Supplied material
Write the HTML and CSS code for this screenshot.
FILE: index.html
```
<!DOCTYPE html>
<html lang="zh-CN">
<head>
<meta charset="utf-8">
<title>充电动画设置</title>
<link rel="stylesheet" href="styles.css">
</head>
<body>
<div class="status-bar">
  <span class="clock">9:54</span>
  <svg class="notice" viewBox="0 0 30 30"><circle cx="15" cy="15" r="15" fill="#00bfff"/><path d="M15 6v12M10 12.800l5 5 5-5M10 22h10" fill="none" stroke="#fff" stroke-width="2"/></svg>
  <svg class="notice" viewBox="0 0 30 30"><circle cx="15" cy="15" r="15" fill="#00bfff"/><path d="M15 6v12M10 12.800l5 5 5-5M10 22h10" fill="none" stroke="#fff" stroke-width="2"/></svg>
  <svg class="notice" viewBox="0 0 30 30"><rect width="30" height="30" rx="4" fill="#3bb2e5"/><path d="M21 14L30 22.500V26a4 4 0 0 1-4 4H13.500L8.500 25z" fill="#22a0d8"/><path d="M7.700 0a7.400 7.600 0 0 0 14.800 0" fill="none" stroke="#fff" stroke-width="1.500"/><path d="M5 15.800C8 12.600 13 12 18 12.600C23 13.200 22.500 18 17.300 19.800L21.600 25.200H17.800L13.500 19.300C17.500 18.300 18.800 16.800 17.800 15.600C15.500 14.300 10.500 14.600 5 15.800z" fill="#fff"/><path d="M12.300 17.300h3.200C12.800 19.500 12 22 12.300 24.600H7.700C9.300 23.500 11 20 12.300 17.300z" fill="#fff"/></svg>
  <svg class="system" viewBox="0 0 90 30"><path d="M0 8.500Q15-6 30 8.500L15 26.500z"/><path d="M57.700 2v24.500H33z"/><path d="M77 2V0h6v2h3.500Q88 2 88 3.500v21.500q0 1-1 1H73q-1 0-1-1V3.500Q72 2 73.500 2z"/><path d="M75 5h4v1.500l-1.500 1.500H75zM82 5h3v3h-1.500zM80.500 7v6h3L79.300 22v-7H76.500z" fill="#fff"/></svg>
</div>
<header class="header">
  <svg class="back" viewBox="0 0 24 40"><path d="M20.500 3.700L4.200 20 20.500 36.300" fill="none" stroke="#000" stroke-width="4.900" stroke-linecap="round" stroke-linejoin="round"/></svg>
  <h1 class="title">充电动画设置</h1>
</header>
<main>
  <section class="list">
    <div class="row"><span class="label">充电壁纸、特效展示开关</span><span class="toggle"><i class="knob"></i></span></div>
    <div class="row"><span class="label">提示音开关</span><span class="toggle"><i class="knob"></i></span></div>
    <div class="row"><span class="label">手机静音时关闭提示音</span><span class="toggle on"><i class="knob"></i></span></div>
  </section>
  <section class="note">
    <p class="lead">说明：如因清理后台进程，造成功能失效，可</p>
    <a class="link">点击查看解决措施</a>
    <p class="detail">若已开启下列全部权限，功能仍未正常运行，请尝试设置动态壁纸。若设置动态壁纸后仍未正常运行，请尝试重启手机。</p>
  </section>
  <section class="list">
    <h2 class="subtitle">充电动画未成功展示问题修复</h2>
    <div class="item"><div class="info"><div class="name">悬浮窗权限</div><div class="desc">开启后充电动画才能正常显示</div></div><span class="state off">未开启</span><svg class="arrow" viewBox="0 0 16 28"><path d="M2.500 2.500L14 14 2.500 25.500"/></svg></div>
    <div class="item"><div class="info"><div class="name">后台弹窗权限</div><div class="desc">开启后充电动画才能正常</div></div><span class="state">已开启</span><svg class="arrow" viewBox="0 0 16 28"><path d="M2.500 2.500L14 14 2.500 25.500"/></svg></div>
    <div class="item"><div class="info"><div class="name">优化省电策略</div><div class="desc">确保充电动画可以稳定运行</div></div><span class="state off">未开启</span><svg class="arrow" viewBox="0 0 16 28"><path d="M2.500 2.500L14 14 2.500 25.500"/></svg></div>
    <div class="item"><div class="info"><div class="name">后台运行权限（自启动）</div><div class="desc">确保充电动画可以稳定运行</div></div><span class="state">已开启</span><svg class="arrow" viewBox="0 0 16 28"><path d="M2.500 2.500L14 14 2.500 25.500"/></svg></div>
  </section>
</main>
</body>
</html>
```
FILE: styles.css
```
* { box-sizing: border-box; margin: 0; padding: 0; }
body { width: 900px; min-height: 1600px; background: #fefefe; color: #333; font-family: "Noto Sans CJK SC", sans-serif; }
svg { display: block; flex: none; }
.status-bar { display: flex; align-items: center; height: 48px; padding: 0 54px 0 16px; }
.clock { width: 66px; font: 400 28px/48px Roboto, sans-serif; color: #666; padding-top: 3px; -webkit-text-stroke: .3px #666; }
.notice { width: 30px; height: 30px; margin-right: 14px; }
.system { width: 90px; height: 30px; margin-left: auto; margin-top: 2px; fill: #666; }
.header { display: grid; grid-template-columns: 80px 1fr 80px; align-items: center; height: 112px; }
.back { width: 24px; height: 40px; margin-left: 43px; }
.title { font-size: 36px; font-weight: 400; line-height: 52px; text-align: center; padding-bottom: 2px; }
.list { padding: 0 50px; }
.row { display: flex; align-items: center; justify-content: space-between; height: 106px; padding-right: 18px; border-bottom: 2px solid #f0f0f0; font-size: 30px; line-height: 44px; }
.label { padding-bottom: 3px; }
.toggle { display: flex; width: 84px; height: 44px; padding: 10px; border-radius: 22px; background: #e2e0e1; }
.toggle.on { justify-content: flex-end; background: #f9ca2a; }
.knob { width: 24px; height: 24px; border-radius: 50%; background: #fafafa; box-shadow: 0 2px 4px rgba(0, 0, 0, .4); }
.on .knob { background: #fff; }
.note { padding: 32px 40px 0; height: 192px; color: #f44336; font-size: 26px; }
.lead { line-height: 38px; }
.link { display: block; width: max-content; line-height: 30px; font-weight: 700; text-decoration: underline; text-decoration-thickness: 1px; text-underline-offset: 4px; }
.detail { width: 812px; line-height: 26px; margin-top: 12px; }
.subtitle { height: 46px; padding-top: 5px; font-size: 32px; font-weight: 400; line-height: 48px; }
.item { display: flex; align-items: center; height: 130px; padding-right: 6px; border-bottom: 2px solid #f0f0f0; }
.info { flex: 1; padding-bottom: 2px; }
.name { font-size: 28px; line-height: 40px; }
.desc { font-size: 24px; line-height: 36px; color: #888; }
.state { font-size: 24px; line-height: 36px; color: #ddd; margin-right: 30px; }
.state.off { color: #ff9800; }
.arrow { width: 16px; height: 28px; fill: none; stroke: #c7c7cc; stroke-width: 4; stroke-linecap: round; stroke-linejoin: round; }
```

Work instructions
Reproduce the material exactly, with every line intact.

Written answer
Write the HTML and CSS code for this screenshot.
FILE: index.html
```
<!DOCTYPE html>
<html lang="zh-CN">
<head>
<meta charset="utf-8">
<title>充电动画设置</title>
<link rel="stylesheet" href="styles.css">
</head>
<body>
<div class="status-bar">
  <span class="clock">9:54</span>
  <svg class="notice" viewBox="0 0 30 30"><circle cx="15" cy="15" r="15" fill="#00bfff"/><path d="M15 6v12M10 12.800l5 5 5-5M10 22h10" fill="none" stroke="#fff" stroke-width="2"/></svg>
  <svg class="notice" viewBox="0 0 30 30"><circle cx="15" cy="15" r="15" fill="#00bfff"/><path d="M15 6v12M10 12.800l5 5 5-5M10 22h10" fill="none" stroke="#fff" stroke-width="2"/></svg>
  <svg class="notice" viewBox="0 0 30 30"><rect width="30" height="30" rx="4" fill="#3bb2e5"/><path d="M21 14L30 22.500V26a4 4 0 0 1-4 4H13.500L8.500 25z" fill="#22a0d8"/><path d="M7.700 0a7.400 7.600 0 0 0 14.800 0" fill="none" stroke="#fff" stroke-width="1.500"/><path d="M5 15.800C8 12.600 13 12 18 12.600C23 13.200 22.500 18 17.300 19.800L21.600 25.200H17.800L13.500 19.300C17.500 18.300 18.800 16.800 17.800 15.600C15.500 14.300 10.500 14.600 5 15.800z" fill="#fff"/><path d="M12.300 17.300h3.200C12.800 19.500 12 22 12.300 24.600H7.700C9.300 23.500 11 20 12.300 17.300z" fill="#fff"/></svg>
  <svg class="system" viewBox="0 0 90 30"><path d="M0 8.500Q15-6 30 8.500L15 26.500z"/><path d="M57.700 2v24.500H33z"/><path d="M77 2V0h6v2h3.500Q88 2 88 3.500v21.500q0 1-1 1H73q-1 0-1-1V3.500Q72 2 73.500 2z"/><path d="M75 5h4v1.500l-1.500 1.500H75zM82 5h3v3h-1.500zM80.500 7v6h3L79.300 22v-7H76.500z" fill="#fff"/></svg>
</div>
<header class="header">
  <svg class="back" viewBox="0 0 24 40"><path d="M20.500 3.700L4.200 20 20.500 36.300" fill="none" stroke="#000" stroke-width="4.900" stroke-linecap="round" stroke-linejoin="round"/></svg>
  <h1 class="title">充电动画设置</h1>
</header>
<main>
  <section class="list">
    <div class="row"><span class="label">充电壁纸、特效展示开关</span><span class="toggle"><i class="knob"></i></span></div>
    <div class="row"><span class="label">提示音开关</span><span class="toggle"><i class="knob"></i></span></div>
    <div class="row"><span class="label">手机静音时关闭提示音</span><span class="toggle on"><i class="knob"></i></span></div>
  </section>
  <section class="note">
    <p class="lead">说明：如因清理后台进程，造成功能失效，可</p>
    <a class="link">点击查看解决措施</a>
    <p class="detail">若已开启下列全部权限，功能仍未正常运行，请尝试设置动态壁纸。若设置动态壁纸后仍未正常运行，请尝试重启手机。</p>
  </section>
  <section class="list">
    <h2 class="subtitle">充电动画未成功展示问题修复</h2>
    <div class="item"><div class="info"><div class="name">悬浮窗权限</div><div class="desc">开启后充电动画才能正常显示</div></div><span class="state off">未开启</span><svg class="arrow" viewBox="0 0 16 28"><path d="M2.500 2.500L14 14 2.500 25.500"/></svg></div>
    <div class="item"><div class="info"><div class="name">后台弹窗权限</div><div class="desc">开启后充电动画才能正常</div></div><span class="state">已开启</span><svg class="arrow" viewBox="0 0 16 28"><path d="M2.500 2.500L14 14 2.500 25.500"/></svg></div>
    <div class="item"><div class="info"><div class="name">优化省电策略</div><div class="desc">确保充电动画可以稳定运行</div></div><span class="state off">未开启</span><svg class="arrow" viewBox="0 0 16 28"><path d="M2.500 2.500L14 14 2.500 25.500"/></svg></div>
    <div class="item"><div class="info"><div class="name">后台运行权限（自启动）</div><div class="desc">确保充电动画可以稳定运行</div></div><span class="state">已开启</span><svg class="arrow" viewBox="0 0 16 28"><path d="M2.500 2.500L14 14 2.500 25.500"/></svg></div>
  </section>
</main>
</body>
</html>
```
FILE: styles.css
```
* { box-sizing: border-box; margin: 0; padding: 0; }
body { width: 900px; min-height: 1600px; background: #fefefe; color: #333; font-family: "Noto Sans CJK SC", sans-serif; }
svg { display: block; flex: none; }
.status-bar { display: flex; align-items: center; height: 48px; padding: 0 54px 0 16px; }
.clock { width: 66px; font: 400 28px/48px Roboto, sans-serif; color: #666; padding-top: 3px; -webkit-text-stroke: .3px #666; }
.notice { width: 30px; height: 30px; margin-right: 14px; }
.system { width: 90px; height: 30px; margin-left: auto; margin-top: 2px; fill: #666; }
.header { display: grid; grid-template-columns: 80px 1fr 80px; align-items: center; height: 112px; }
.back { width: 24px; height: 40px; margin-left: 43px; }
.title { font-size: 36px; font-weight: 400; line-height: 52px; text-align: center; padding-bottom: 2px; }
.list { padding: 0 50px; }
.row { display: flex; align-items: center; justify-content: space-between; height: 106px; padding-right: 18px; border-bottom: 2px solid #f0f0f0; font-size: 30px; line-height: 44px; }
.label { padding-bottom: 3px; }
.toggle { display: flex; width: 84px; height: 44px; padding: 10px; border-radius: 22px; background: #e2e0e1; }
.toggle.on { justify-content: flex-end; background: #f9ca2a; }
.knob { width: 24px; height: 24px; border-radius: 50%; background: #fafafa; box-shadow: 0 2px 4px rgba(0, 0, 0, .4); }
.on .knob { background: #fff; }
.note { padding: 32px 40px 0; height: 192px; color: #f44336; font-size: 26px; }
.lead { line-height: 38px; }
.link { display: block; width: max-content; line-height: 30px; font-weight: 700; text-decoration: underline; text-decoration-thickness: 1px; text-underline-offset: 4px; }
.detail { width: 812px; line-height: 26px; margin-top: 12px; }
.subtitle { height: 46px; padding-top: 5px; font-size: 32px; font-weight: 400; line-height: 48px; }
.item { display: flex; align-items: center; height: 130px; padding-right: 6px; border-bottom: 2px solid #f0f0f0; }
.info { flex: 1; padding-bottom: 2px; }
.name { font-size: 28px; line-height: 40px; }
.desc { font-size: 24px; line-height: 36px; color: #888; }
.state { font-size: 24px; line-height: 36px; color: #ddd; margin-right: 30px; }
.state.off { color: #ff9800; }
.arrow { width: 16px; height: 28px; fill: none; stroke: #c7c7cc; stroke-width: 4; stroke-linecap: round; stroke-linejoin: round; }
```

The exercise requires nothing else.